I'm working on the dailydialog dataset, which I've converted into a JSON file which looks something like this:
[{"response": "You know that is tempting but is really not good for our fitness.", "message": "Say, Jim, how about going for a few beers after dinner?"}, {"response": "Do you really think so? I don't. It will just make us fat and act silly. Remember last time?", "message": "What do you mean? It will help us to relax."}, {"response": "I suggest a walk over to the gym where we can play singsong and meet some of our friends.", "message": "I guess you are right. But what shall we do? I don't feel like sitting at home."}, {"response": "Sounds great to me! If they are willing, we could ask them to go dancing with us.That is excellent exercise and fun, too.", "message": "That's a good idea. I hear Mary and Sally often go there to play pingpong.Perhaps we can make a foursome with them."}, {"response": "All right.", "message": "Please lie down over there."}]
So, each item has two keys - response and message.
This is my first time using PyTorch, so I was following a few online available resources. These are the relevant snippets of my code:
def tokenize_en(text):
return [tok.text for tok in spacy_en.tokenizer(text)]
src = Field(tokenize = tokenize_en,
init_token = '<sos>',
eos_token = '<eos>',
lower = True)
fields = {'response': ('r', src)}
train_data, test_data, validation_data = TabularDataset.splits(
path = 'FilePath',
train = 'trainset.json',
test = 'testset.json',
validation = 'validationset.json',
format = 'json',
fields = fields
)
Although no errors are raised, despite having many items in my JSON file, the train, test and validation datasets strangely have only 1 example each, as seen in this image: Image Showing the length of train_data, test_data and validation_data
I'd be really grateful if someone could point out the error to me.

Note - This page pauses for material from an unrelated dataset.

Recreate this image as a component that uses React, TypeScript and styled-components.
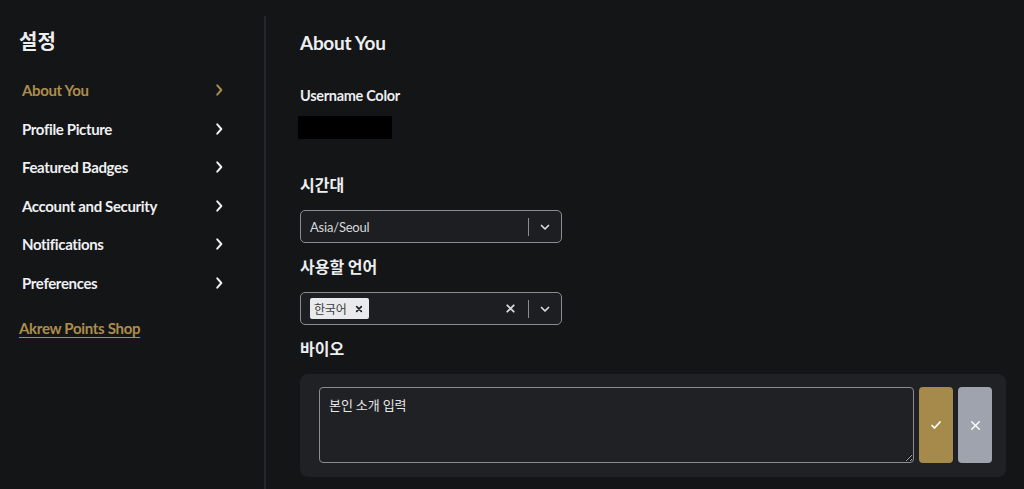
import React from 'react'
import styled, { createGlobalStyle } from 'styled-components'

const GlobalStyle = createGlobalStyle`
  html, body {
    margin: 0;
    padding: 0;
    background: #141517;
  }
  body {
    font-family: Lato, "Noto Sans CJK KR", sans-serif;
    color: #e9eaec;
  }
  * { box-sizing: border-box; }
`

const Page = styled.div`
  display: flex;
  width: 1024px;
  height: 489px;
  overflow: hidden;
  background: #141517;
`

const Sidebar = styled.aside`
  width: 264px;
  flex-shrink: 0;
  padding: 27px 0 0 19px;
  display: flex;
  flex-direction: column;
`

const Divider = styled.div`
  width: 2px;
  margin-top: 16px;
  background: #242629;
  flex-shrink: 0;
`

const SideTitle = styled.h1`
  margin: 0 0 16px;
  font-family: "Noto Sans CJK KR", sans-serif;
  font-size: 20px;
  font-weight: 700;
  color: #eceef0;
  line-height: 28px;
`

const Menu = styled.nav`
  display: flex;
  flex-direction: column;
`

const MenuItem = styled.a<{ $active?: boolean }>`
  display: flex;
  align-items: center;
  justify-content: space-between;
  width: 207px;
  height: 38.5px;
  padding-left: 3px;
  font-size: 15px;
  font-weight: 700;
  letter-spacing: -0.35px;
  color: ${p => (p.$active ? '#ad8d4c' : '#eef0f2')};
  cursor: pointer;
  svg { color: ${p => (p.$active ? '#ad8d4c' : '#eef0f2')}; }
`

const ShopLink = styled.a`
  margin-top: 17px;
  font-size: 15px;
  font-weight: 700;
  letter-spacing: -0.3px;
  color: #ad8d4c;
  text-decoration: underline;
  text-underline-offset: 3px;
`

const Main = styled.main`
  flex: 1;
  padding: 30px 18px 0 34px;
  display: flex;
  flex-direction: column;
`

const PageTitle = styled.h2`
  margin: 0 0 29px;
  font-size: 19px;
  font-weight: 700;
  letter-spacing: -0.3px;
  line-height: 26px;
  color: #eceef0;
`

const FieldLabel = styled.h3<{ $korean?: boolean }>`
  margin: 0;
  font-family: ${p => (p.$korean ? '"Noto Sans CJK KR", sans-serif' : 'Lato, sans-serif')};
  font-size: ${p => (p.$korean ? '16px' : '14.5px')};
  font-weight: 700;
  letter-spacing: ${p => (p.$korean ? '0' : '-0.3px')};
  line-height: 22px;
  color: #eceef0;
`

const ColorSwatch = styled.div`
  width: 94px;
  height: 23px;
  margin: 9px 0 34px -2px;
  background: #000;
`

const SelectBox = styled.div`
  width: 262px;
  height: 33px;
  margin: 15px 0 12px;
  border: 1px solid #8b8c8f;
  border-radius: 5px;
  background: #1d1e21;
  display: flex;
  align-items: center;
  padding: 0 10px 0 9px;
`

const SelectValue = styled.div`
  flex: 1;
  font-size: 13px;
  color: #d6d8db;
  letter-spacing: -0.2px;
`

const Tag = styled.span`
  display: inline-flex;
  align-items: center;
  gap: 8px;
  height: 21px;
  padding: 0 6px 0 4px;
  background: #e9eaec;
  border-radius: 2px;
  font-family: "Noto Sans CJK KR", sans-serif;
  font-size: 12px;
  color: #3c3d40;
  svg { color: #1d1e21; }
`

const Separator = styled.span`
  width: 1px;
  height: 18px;
  background: #8b8c8f;
  margin: 0 10px 0 12px;
`

const IconWrap = styled.span`
  display: flex;
  align-items: center;
  color: #d6d8db;
`

const BioPanel = styled.div`
  margin-top: 15px;
  width: 706px;
  height: 103px;
  background: #202124;
  border-radius: 8px;
  padding: 13px 14px 14px 19px;
  display: flex;
  gap: 5px;
`

const BioInput = styled.textarea`
  flex: 1;
  height: 76px;
  background: #202124;
  border: 1px solid #8b8c8f;
  border-radius: 4px;
  padding: 7px 9px 8px;
  font-family: "Noto Sans CJK KR", sans-serif;
  font-size: 13px;
  color: #e6e7e9;
  resize: vertical;
  outline: none;
  &::placeholder { color: #e6e7e9; }
`

const ActionButton = styled.button<{ $tone: 'confirm' | 'cancel' }>`
  width: 34px;
  height: 76px;
  border: none;
  border-radius: 4px;
  background: ${p => (p.$tone === 'confirm' ? '#a68a4b' : '#9ea3ae')};
  display: flex;
  align-items: center;
  justify-content: center;
  color: #fff;
  padding: 0;
`

const Chevron = ({ size = 14 }: { size?: number }) => (
  <svg width={size} height={size} viewBox="0 0 24 24" fill="none" stroke="currentColor" strokeWidth="3.4" strokeLinecap="round" strokeLinejoin="round">
    <path d="M9 4l7 8-7 8" />
  </svg>
)

const ChevronDown = () => (
  <svg width="12" height="12" viewBox="0 0 24 24" fill="none" stroke="currentColor" strokeWidth="3.5" strokeLinecap="round" strokeLinejoin="round">
    <path d="M5 9l7 7 7-7" />
  </svg>
)

const Cross = ({ size = 10, width = 3 }: { size?: number; width?: number }) => (
  <svg width={size} height={size} viewBox="0 0 24 24" fill="none" stroke="currentColor" strokeWidth={width} strokeLinecap="round">
    <path d="M5 5l14 14M19 5L5 19" />
  </svg>
)

const Check = () => (
  <svg width="12" height="12" viewBox="0 0 24 24" fill="none" stroke="currentColor" strokeWidth="3.5" strokeLinecap="round" strokeLinejoin="round">
    <path d="M4 13l5 5L20 6" />
  </svg>
)

const menu = ['About You', 'Profile Picture', 'Featured Badges', 'Account and Security', 'Notifications', 'Preferences']

export default function App() {
  return (
    <>
      <GlobalStyle />
      <Page>
        <Sidebar>
          <SideTitle>설정</SideTitle>
          <Menu>
            {menu.map((item, i) => (
              <MenuItem key={item} $active={i === 0}>
                {item}
                <Chevron />
              </MenuItem>
            ))}
          </Menu>
          <ShopLink>Akrew Points Shop</ShopLink>
        </Sidebar>
        <Divider />
        <Main>
          <PageTitle>About You</PageTitle>
          <FieldLabel>Username Color</FieldLabel>
          <ColorSwatch />
          <FieldLabel $korean>시간대</FieldLabel>
          <SelectBox>
            <SelectValue>Asia/Seoul</SelectValue>
            <Separator />
            <IconWrap><ChevronDown /></IconWrap>
          </SelectBox>
          <FieldLabel $korean>사용할 언어</FieldLabel>
          <SelectBox>
            <SelectValue>
              <Tag>한국어<Cross size={8} width={5} /></Tag>
            </SelectValue>
            <IconWrap><Cross size={11} width={4} /></IconWrap>
            <Separator />
            <IconWrap><ChevronDown /></IconWrap>
          </SelectBox>
          <FieldLabel $korean>바이오</FieldLabel>
          <BioPanel>
            <BioInput placeholder="본인 소개 입력" />
            <ActionButton $tone="confirm"><Check /></ActionButton>
            <ActionButton $tone="cancel"><Cross size={13} width={2.5} /></ActionButton>
          </BioPanel>
        </Main>
      </Page>
    </>
  )
}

Edit: I found out that the whole file is being treated as a single text string due to lack of indents in the file. But if I indent the JSON file, the TabularDataset function throws a JSONDecodeError to me, suggesting it can no more decode the file. How can I get rid of this problem?
I think the code is alright, but the issue is with your JSON file. Can you try removing the square brackets("[]") at the beginning and the end of the file? Probably that is the reason that Your Python file is reading it as one single object.